__Problem description__: Compute the number of lines that include the string "React", then output that number and nothing else.

(Records with interface code)
-- start --

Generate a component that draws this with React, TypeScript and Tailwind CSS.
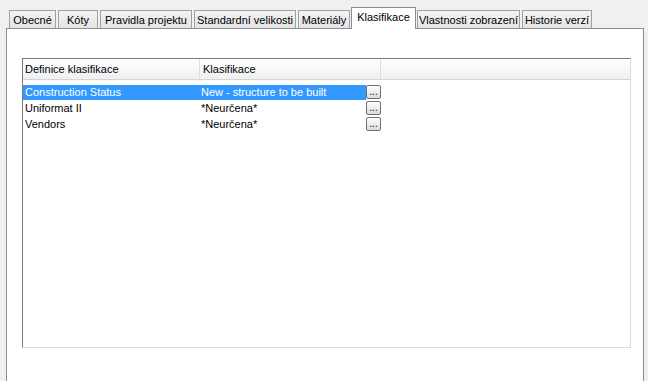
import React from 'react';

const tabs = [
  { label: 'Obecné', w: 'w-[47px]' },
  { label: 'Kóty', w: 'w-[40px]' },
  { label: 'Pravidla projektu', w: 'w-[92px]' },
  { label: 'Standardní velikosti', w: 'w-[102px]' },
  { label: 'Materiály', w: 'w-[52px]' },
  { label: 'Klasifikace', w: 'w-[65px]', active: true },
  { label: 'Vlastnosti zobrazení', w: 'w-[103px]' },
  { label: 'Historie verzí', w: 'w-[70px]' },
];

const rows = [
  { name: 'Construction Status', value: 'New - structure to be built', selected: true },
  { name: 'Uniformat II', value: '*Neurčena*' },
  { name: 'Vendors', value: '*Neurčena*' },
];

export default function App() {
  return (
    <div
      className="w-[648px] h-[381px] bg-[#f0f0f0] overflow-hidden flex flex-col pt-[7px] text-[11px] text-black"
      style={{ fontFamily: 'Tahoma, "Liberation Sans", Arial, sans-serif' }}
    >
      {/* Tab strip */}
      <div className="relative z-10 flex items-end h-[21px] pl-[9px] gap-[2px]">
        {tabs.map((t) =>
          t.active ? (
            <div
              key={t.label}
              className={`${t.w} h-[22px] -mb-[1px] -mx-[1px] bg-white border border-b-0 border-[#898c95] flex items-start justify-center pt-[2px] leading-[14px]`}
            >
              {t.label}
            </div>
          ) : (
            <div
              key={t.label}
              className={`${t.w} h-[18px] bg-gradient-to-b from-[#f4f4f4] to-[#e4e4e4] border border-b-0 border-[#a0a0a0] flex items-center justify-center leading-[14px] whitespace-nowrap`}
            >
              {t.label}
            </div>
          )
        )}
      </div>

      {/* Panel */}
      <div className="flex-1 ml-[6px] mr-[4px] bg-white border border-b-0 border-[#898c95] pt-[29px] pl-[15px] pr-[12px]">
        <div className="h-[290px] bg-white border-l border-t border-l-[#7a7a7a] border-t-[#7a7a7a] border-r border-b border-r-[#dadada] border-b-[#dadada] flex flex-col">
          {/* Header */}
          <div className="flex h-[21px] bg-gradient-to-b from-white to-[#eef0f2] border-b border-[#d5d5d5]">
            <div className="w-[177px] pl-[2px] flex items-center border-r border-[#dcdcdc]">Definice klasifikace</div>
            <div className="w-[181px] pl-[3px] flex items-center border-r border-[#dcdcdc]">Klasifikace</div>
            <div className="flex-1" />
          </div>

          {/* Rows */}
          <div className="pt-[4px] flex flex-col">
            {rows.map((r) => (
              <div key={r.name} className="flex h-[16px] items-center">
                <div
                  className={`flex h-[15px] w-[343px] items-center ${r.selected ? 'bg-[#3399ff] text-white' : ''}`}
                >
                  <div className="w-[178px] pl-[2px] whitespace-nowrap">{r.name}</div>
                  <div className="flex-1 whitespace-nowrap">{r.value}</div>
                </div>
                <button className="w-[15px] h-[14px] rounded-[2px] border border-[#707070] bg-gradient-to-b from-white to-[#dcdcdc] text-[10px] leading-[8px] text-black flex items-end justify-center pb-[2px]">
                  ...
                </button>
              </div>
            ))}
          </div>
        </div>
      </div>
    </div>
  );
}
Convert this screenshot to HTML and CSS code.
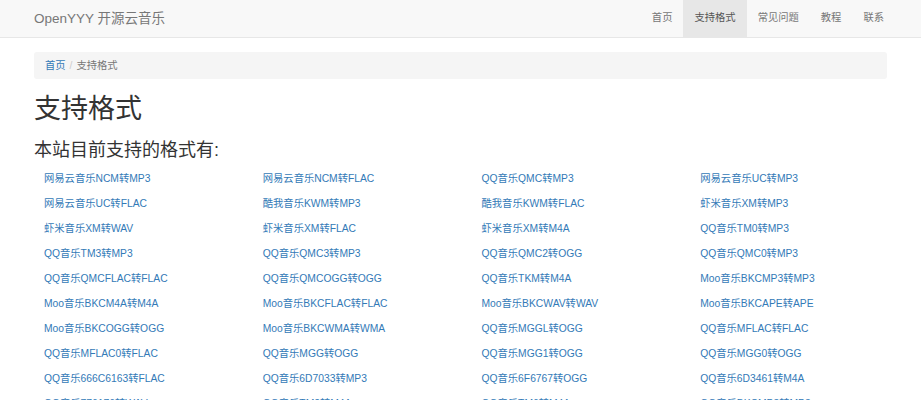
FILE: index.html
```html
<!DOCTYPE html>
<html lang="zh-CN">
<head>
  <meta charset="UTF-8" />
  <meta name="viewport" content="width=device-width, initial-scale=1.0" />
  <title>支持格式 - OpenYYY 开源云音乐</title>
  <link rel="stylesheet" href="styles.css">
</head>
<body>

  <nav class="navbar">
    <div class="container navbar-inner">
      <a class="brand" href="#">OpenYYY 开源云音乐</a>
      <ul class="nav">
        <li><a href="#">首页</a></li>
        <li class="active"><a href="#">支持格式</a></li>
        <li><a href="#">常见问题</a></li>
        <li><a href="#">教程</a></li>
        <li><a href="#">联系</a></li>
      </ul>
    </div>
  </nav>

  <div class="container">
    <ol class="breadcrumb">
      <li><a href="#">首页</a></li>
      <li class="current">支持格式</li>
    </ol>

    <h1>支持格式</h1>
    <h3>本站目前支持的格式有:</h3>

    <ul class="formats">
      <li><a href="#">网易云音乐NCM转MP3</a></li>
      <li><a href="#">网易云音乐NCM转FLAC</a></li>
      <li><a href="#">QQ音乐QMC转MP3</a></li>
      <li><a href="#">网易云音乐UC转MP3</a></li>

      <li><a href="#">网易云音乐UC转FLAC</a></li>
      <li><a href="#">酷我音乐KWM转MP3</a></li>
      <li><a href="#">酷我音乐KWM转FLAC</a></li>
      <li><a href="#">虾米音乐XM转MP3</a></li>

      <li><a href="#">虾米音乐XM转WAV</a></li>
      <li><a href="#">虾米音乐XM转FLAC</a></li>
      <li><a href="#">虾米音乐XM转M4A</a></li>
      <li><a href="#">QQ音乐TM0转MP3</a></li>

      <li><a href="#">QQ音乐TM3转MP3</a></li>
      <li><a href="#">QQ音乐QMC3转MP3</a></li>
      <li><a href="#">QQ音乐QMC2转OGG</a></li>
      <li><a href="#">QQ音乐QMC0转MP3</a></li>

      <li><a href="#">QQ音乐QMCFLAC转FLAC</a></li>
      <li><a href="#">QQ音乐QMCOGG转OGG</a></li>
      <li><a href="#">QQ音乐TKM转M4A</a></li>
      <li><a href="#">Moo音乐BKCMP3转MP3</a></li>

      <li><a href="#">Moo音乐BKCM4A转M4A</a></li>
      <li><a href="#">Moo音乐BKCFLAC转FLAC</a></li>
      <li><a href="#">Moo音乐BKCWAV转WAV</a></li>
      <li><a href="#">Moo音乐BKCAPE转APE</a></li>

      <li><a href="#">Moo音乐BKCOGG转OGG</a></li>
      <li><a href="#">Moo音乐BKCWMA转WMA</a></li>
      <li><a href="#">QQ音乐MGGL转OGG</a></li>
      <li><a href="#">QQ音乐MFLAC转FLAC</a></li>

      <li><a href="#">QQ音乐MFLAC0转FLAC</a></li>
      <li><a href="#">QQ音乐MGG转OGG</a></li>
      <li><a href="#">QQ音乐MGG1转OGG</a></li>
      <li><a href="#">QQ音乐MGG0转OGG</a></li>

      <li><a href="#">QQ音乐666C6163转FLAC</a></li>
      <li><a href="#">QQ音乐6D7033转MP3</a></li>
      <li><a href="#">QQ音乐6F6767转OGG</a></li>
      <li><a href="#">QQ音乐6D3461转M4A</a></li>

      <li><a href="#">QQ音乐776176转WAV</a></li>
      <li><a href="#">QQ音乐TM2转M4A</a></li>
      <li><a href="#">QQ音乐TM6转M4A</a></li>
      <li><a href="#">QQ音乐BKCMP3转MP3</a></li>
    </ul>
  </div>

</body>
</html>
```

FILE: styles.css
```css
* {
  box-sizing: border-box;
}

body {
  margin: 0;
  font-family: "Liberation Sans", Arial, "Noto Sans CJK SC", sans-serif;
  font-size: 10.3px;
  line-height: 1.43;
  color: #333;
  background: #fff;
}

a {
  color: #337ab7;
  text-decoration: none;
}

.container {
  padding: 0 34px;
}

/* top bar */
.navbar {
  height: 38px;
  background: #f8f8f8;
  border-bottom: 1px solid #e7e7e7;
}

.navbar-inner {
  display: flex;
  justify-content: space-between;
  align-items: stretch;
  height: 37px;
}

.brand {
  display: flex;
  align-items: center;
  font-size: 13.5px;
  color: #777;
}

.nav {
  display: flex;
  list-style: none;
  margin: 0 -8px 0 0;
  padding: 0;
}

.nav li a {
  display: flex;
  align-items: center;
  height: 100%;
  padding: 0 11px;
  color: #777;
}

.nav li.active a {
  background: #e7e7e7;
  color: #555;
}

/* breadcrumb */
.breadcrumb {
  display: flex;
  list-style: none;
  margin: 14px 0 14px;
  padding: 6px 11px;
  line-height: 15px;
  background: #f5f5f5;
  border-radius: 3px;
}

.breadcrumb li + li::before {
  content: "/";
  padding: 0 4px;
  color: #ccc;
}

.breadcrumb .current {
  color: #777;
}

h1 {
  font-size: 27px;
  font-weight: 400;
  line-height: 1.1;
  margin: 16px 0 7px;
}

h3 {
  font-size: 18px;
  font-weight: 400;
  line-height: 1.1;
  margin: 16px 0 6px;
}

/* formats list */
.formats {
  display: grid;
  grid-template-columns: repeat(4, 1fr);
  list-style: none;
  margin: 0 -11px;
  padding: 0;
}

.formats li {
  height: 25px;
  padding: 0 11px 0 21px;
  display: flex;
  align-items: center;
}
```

-- end --

__Solution for this task__: 2